→ **Exercise description**: Starting at the line that has "Generate a component" and stopping after the line that has "import React from", reproduce the listing below exactly; omit everything else.

→ **Task data**:
+ + + + +

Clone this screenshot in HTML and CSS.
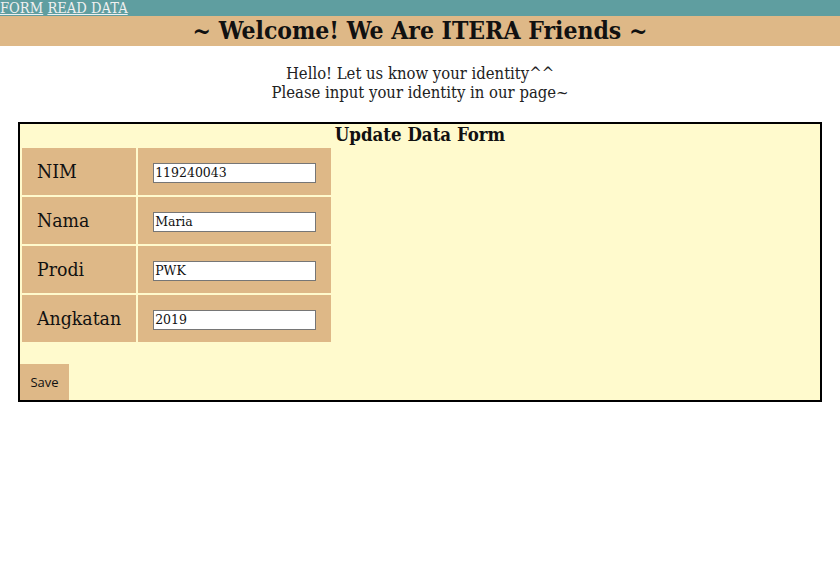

+ + + + +

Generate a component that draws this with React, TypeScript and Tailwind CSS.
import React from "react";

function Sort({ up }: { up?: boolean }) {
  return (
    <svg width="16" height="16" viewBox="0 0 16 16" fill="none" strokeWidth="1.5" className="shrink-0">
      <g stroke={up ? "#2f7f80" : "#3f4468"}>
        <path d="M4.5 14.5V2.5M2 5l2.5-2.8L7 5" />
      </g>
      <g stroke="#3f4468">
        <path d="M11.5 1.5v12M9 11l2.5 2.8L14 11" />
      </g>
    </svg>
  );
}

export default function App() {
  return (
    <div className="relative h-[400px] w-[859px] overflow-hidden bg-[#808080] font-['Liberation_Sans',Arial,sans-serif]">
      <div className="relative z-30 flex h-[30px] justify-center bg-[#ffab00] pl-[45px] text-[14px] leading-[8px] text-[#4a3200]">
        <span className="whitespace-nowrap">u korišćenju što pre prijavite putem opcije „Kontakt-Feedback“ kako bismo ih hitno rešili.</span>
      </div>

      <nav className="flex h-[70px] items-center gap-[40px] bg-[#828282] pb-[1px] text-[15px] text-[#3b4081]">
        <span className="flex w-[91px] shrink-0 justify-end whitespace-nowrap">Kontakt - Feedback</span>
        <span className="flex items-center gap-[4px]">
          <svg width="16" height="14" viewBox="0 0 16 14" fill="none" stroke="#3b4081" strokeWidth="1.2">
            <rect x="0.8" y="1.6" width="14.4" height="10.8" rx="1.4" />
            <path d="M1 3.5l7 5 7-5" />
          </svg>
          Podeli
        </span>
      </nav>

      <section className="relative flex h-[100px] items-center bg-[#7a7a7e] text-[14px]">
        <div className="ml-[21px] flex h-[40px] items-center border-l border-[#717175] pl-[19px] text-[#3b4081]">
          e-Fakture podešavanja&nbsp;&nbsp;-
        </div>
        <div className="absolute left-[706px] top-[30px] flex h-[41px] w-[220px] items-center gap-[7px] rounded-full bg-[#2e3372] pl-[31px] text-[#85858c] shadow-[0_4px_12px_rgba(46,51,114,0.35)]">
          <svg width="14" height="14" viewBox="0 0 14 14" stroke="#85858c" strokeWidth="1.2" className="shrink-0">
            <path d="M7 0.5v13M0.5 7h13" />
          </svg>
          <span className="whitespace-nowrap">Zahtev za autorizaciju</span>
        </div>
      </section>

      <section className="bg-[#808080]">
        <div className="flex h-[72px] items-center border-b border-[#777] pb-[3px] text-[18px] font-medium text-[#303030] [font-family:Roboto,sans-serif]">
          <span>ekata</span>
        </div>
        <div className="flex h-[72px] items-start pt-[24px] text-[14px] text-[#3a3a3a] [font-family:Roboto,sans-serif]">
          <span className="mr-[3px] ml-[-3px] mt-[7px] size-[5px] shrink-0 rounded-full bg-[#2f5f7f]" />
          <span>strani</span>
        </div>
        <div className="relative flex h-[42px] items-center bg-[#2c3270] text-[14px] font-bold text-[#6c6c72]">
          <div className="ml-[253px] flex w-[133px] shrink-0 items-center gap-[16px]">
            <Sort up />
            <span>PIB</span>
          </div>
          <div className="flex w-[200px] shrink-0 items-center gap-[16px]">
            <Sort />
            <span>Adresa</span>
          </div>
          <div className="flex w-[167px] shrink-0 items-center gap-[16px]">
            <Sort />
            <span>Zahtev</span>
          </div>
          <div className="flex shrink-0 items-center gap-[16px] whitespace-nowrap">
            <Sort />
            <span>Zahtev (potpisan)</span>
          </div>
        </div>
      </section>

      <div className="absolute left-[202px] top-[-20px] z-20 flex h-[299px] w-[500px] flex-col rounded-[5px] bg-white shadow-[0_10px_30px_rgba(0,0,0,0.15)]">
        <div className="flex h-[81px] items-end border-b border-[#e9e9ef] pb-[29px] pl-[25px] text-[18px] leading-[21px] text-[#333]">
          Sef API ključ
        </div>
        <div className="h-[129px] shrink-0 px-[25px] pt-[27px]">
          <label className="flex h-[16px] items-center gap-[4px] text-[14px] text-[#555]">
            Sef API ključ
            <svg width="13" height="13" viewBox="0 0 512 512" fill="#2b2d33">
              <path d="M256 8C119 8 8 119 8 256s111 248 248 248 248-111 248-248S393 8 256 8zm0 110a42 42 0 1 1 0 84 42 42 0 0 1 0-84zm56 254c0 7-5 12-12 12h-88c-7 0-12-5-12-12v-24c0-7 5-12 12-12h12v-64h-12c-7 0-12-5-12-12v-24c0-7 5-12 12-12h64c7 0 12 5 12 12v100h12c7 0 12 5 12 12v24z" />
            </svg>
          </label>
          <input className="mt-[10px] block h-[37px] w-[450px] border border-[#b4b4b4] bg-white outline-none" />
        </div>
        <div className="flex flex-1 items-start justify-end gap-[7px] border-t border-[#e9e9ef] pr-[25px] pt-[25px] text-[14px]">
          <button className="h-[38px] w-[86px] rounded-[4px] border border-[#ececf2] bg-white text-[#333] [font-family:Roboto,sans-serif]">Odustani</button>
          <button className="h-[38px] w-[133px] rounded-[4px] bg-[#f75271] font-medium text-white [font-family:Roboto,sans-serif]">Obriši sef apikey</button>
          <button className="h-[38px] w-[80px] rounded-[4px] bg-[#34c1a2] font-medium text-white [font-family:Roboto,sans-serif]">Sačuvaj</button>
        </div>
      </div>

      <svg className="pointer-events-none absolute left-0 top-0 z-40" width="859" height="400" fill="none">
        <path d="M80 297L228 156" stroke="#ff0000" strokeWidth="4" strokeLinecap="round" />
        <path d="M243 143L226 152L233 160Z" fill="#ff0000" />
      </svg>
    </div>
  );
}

+ + + + +

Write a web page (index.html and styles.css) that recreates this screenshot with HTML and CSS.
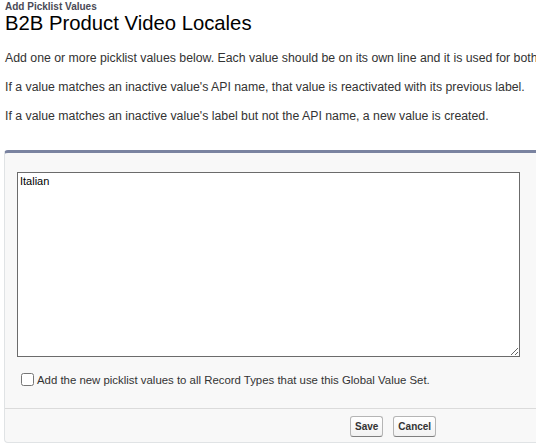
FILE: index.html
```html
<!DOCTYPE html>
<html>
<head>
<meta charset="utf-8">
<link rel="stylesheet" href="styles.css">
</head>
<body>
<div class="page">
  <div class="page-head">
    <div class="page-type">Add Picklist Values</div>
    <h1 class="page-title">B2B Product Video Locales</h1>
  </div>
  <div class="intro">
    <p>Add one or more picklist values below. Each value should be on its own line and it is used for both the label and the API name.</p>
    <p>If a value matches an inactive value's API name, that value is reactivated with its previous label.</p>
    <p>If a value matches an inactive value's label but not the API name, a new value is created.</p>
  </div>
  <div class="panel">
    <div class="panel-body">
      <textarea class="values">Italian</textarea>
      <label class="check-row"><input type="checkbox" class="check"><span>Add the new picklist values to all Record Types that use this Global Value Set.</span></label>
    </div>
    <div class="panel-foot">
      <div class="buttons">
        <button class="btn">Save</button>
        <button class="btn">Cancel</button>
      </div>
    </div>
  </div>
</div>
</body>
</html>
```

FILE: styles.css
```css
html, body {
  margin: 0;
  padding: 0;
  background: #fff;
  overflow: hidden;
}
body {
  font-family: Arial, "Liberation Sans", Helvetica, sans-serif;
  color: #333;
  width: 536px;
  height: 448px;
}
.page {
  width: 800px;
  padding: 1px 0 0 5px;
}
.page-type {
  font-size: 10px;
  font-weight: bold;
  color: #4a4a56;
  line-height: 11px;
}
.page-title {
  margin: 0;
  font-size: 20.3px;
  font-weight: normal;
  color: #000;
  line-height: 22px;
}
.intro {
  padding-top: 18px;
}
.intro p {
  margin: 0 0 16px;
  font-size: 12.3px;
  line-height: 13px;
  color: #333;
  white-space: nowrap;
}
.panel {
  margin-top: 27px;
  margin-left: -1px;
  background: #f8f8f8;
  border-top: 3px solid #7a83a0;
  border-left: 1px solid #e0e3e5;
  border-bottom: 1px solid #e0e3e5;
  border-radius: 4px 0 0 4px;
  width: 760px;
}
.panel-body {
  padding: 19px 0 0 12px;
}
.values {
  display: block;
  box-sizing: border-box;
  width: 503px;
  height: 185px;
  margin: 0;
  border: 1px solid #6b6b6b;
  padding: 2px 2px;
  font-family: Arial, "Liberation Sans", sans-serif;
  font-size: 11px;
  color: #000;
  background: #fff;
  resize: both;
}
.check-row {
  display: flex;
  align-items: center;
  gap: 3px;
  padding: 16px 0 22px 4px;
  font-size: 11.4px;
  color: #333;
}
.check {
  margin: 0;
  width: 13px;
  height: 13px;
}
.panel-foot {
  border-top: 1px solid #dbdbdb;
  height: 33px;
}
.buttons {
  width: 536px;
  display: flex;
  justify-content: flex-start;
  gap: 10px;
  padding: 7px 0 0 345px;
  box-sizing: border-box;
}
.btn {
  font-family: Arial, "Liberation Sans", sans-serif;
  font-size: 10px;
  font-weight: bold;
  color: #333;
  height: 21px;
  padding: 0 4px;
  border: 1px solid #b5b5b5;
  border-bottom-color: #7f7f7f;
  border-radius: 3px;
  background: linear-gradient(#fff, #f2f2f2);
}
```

+ + + + +

→ **Output for this exercise**:
Generate a component that draws this with React, TypeScript and Tailwind CSS.
import React from "react";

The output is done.